Requirement - Copy out all lines in the data below containing the string "this".

— Begin Available data —

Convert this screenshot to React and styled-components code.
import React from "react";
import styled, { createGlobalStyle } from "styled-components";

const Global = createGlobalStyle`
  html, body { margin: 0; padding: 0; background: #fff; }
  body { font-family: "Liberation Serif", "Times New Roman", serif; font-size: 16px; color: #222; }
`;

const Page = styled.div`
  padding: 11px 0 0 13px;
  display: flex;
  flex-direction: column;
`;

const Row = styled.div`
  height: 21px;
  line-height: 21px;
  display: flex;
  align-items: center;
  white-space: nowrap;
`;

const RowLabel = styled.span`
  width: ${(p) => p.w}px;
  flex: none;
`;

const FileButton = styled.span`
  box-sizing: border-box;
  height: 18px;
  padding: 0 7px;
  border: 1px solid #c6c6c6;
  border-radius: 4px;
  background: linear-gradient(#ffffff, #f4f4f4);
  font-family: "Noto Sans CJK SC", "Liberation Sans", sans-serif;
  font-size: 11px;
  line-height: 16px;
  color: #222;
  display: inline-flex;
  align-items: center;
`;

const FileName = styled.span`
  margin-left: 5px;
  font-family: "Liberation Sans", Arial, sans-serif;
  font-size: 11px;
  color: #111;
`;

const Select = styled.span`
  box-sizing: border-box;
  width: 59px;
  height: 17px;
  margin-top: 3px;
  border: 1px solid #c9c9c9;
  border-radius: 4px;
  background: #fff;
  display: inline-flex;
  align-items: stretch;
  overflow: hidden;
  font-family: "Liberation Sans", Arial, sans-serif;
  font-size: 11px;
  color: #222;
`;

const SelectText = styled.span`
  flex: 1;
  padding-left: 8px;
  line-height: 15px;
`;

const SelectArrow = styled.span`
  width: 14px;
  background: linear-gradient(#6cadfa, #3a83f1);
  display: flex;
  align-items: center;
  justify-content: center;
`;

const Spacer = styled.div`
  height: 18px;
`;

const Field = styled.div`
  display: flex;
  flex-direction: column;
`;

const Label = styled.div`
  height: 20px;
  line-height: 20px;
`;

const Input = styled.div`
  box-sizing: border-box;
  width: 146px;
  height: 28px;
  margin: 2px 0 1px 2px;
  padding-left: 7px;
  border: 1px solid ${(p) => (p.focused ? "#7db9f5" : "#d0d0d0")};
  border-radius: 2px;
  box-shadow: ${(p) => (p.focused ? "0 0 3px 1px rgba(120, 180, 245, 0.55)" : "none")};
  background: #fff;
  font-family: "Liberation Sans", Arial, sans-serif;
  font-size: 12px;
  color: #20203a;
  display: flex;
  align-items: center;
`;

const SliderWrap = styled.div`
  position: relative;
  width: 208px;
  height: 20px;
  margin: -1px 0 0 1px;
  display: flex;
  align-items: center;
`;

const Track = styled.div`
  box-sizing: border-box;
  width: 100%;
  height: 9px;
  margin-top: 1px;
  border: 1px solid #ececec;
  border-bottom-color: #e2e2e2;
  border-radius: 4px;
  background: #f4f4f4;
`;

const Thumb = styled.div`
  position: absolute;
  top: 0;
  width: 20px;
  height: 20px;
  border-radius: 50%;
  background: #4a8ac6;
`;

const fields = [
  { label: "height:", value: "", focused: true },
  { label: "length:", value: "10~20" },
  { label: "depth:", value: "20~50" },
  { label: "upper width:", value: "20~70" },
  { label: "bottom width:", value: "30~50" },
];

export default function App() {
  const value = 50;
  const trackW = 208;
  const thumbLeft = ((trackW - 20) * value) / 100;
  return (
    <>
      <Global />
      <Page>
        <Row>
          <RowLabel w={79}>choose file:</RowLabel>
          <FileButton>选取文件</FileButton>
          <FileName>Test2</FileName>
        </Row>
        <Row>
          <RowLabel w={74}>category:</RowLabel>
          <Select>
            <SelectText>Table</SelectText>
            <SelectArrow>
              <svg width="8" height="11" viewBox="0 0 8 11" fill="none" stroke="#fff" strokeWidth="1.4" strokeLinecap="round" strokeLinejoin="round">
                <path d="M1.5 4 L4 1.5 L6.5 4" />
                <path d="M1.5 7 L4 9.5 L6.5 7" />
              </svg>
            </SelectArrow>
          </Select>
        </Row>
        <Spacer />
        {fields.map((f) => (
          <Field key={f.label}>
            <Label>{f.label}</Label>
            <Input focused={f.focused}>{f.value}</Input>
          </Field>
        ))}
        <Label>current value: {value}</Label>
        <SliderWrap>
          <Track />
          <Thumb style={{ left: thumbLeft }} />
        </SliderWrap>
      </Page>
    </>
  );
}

— End Available data —
— Begin Available data —

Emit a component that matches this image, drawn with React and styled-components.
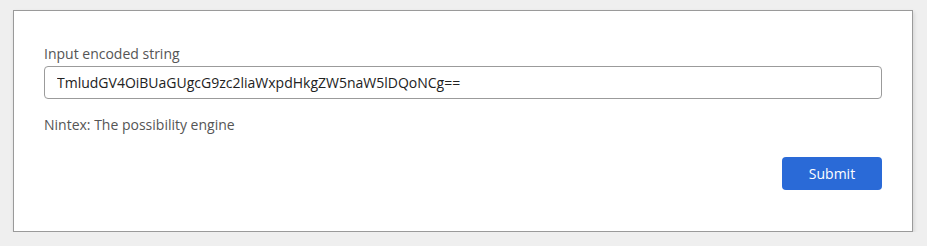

— End Available data —

Output below -
Convert this screenshot to React and styled-components code.
Emit a component that matches this image, drawn with React and styled-components.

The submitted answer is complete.